[START COLLECTED DATA]

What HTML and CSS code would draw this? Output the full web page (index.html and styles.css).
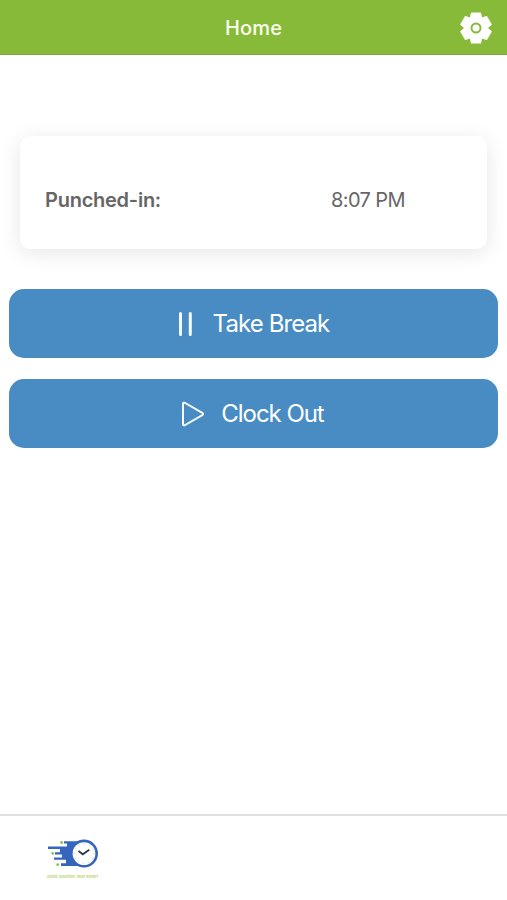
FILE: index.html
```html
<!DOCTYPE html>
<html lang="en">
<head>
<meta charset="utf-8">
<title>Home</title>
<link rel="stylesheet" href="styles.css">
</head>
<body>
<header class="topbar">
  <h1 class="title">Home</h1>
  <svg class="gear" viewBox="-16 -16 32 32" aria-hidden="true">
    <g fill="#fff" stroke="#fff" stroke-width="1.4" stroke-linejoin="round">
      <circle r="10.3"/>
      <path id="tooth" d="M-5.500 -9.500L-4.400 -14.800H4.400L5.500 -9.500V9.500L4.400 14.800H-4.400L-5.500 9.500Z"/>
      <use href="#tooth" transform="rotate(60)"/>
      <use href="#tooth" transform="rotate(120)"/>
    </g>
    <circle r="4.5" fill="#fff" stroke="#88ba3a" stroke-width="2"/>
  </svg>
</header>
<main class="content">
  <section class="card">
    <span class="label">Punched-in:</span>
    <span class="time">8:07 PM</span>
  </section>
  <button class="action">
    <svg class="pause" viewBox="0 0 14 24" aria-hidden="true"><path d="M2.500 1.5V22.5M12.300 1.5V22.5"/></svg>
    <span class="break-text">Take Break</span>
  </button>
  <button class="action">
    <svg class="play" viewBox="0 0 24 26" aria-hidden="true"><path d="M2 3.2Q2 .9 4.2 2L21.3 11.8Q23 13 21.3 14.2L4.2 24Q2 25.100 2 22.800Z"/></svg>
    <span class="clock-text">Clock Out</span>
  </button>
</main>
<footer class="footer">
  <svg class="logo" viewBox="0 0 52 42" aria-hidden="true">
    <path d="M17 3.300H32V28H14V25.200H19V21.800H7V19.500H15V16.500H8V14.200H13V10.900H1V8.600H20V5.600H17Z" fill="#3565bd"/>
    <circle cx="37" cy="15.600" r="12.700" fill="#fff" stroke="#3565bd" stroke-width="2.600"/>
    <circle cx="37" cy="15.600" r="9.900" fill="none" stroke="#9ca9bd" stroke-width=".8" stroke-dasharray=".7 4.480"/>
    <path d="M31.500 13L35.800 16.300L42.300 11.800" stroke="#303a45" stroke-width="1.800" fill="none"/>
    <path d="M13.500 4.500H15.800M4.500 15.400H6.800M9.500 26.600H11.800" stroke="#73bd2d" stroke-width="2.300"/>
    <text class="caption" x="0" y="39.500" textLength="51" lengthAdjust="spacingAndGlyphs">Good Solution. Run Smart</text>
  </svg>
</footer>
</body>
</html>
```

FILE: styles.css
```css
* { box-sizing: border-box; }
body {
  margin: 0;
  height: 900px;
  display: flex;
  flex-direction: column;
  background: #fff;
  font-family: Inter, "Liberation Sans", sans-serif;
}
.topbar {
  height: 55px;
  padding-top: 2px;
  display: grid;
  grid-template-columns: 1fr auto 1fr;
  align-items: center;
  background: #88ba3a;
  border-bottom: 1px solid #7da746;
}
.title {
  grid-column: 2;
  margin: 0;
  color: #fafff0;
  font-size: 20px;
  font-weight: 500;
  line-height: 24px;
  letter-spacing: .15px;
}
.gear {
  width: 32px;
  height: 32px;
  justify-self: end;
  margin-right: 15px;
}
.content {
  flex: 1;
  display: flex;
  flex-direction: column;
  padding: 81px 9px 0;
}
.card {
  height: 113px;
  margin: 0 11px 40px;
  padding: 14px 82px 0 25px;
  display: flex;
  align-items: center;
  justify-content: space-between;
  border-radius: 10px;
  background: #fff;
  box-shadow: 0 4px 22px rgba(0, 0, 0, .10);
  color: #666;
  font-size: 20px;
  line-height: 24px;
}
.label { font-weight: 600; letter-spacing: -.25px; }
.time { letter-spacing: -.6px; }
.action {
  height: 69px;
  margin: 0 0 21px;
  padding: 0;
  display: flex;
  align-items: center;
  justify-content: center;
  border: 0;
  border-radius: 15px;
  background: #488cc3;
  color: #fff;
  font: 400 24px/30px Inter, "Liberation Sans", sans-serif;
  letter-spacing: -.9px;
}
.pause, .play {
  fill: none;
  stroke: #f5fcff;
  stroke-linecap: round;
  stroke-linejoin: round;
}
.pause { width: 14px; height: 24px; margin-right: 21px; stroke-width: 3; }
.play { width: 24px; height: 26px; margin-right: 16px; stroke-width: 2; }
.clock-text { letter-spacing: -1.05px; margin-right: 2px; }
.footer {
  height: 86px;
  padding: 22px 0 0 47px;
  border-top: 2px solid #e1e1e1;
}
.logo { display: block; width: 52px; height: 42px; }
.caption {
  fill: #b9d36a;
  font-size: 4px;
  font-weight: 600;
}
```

[END COLLECTED DATA]

TASK DESCRIPTION:
Transcribe the full listing above exactly as it stands, minus the pictures.

WRITTEN RESPONSE:
What HTML and CSS code would draw this? Output the full web page (index.html and styles.css).
FILE: index.html
```html
<!DOCTYPE html>
<html lang="en">
<head>
<meta charset="utf-8">
<title>Home</title>
<link rel="stylesheet" href="styles.css">
</head>
<body>
<header class="topbar">
  <h1 class="title">Home</h1>
  <svg class="gear" viewBox="-16 -16 32 32" aria-hidden="true">
    <g fill="#fff" stroke="#fff" stroke-width="1.4" stroke-linejoin="round">
      <circle r="10.3"/>
      <path id="tooth" d="M-5.500 -9.500L-4.400 -14.800H4.400L5.500 -9.500V9.500L4.400 14.800H-4.400L-5.500 9.500Z"/>
      <use href="#tooth" transform="rotate(60)"/>
      <use href="#tooth" transform="rotate(120)"/>
    </g>
    <circle r="4.5" fill="#fff" stroke="#88ba3a" stroke-width="2"/>
  </svg>
</header>
<main class="content">
  <section class="card">
    <span class="label">Punched-in:</span>
    <span class="time">8:07 PM</span>
  </section>
  <button class="action">
    <svg class="pause" viewBox="0 0 14 24" aria-hidden="true"><path d="M2.500 1.5V22.5M12.300 1.5V22.5"/></svg>
    <span class="break-text">Take Break</span>
  </button>
  <button class="action">
    <svg class="play" viewBox="0 0 24 26" aria-hidden="true"><path d="M2 3.2Q2 .9 4.2 2L21.3 11.8Q23 13 21.3 14.2L4.2 24Q2 25.100 2 22.800Z"/></svg>
    <span class="clock-text">Clock Out</span>
  </button>
</main>
<footer class="footer">
  <svg class="logo" viewBox="0 0 52 42" aria-hidden="true">
    <path d="M17 3.300H32V28H14V25.200H19V21.800H7V19.500H15V16.500H8V14.200H13V10.900H1V8.600H20V5.600H17Z" fill="#3565bd"/>
    <circle cx="37" cy="15.600" r="12.700" fill="#fff" stroke="#3565bd" stroke-width="2.600"/>
    <circle cx="37" cy="15.600" r="9.900" fill="none" stroke="#9ca9bd" stroke-width=".8" stroke-dasharray=".7 4.480"/>
    <path d="M31.500 13L35.800 16.300L42.300 11.800" stroke="#303a45" stroke-width="1.800" fill="none"/>
    <path d="M13.500 4.500H15.800M4.500 15.400H6.800M9.500 26.600H11.800" stroke="#73bd2d" stroke-width="2.300"/>
    <text class="caption" x="0" y="39.500" textLength="51" lengthAdjust="spacingAndGlyphs">Good Solution. Run Smart</text>
  </svg>
</footer>
</body>
</html>
```

FILE: styles.css
```css
* { box-sizing: border-box; }
body {
  margin: 0;
  height: 900px;
  display: flex;
  flex-direction: column;
  background: #fff;
  font-family: Inter, "Liberation Sans", sans-serif;
}
.topbar {
  height: 55px;
  padding-top: 2px;
  display: grid;
  grid-template-columns: 1fr auto 1fr;
  align-items: center;
  background: #88ba3a;
  border-bottom: 1px solid #7da746;
}
.title {
  grid-column: 2;
  margin: 0;
  color: #fafff0;
  font-size: 20px;
  font-weight: 500;
  line-height: 24px;
  letter-spacing: .15px;
}
.gear {
  width: 32px;
  height: 32px;
  justify-self: end;
  margin-right: 15px;
}
.content {
  flex: 1;
  display: flex;
  flex-direction: column;
  padding: 81px 9px 0;
}
.card {
  height: 113px;
  margin: 0 11px 40px;
  padding: 14px 82px 0 25px;
  display: flex;
  align-items: center;
  justify-content: space-between;
  border-radius: 10px;
  background: #fff;
  box-shadow: 0 4px 22px rgba(0, 0, 0, .10);
  color: #666;
  font-size: 20px;
  line-height: 24px;
}
.label { font-weight: 600; letter-spacing: -.25px; }
.time { letter-spacing: -.6px; }
.action {
  height: 69px;
  margin: 0 0 21px;
  padding: 0;
  display: flex;
  align-items: center;
  justify-content: center;
  border: 0;
  border-radius: 15px;
  background: #488cc3;
  color: #fff;
  font: 400 24px/30px Inter, "Liberation Sans", sans-serif;
  letter-spacing: -.9px;
}
.pause, .play {
  fill: none;
  stroke: #f5fcff;
  stroke-linecap: round;
  stroke-linejoin: round;
}
.pause { width: 14px; height: 24px; margin-right: 21px; stroke-width: 3; }
.play { width: 24px; height: 26px; margin-right: 16px; stroke-width: 2; }
.clock-text { letter-spacing: -1.05px; margin-right: 2px; }
.footer {
  height: 86px;
  padding: 22px 0 0 47px;
  border-top: 2px solid #e1e1e1;
}
.logo { display: block; width: 52px; height: 42px; }
.caption {
  fill: #b9d36a;
  font-size: 4px;
  font-weight: 600;
}
```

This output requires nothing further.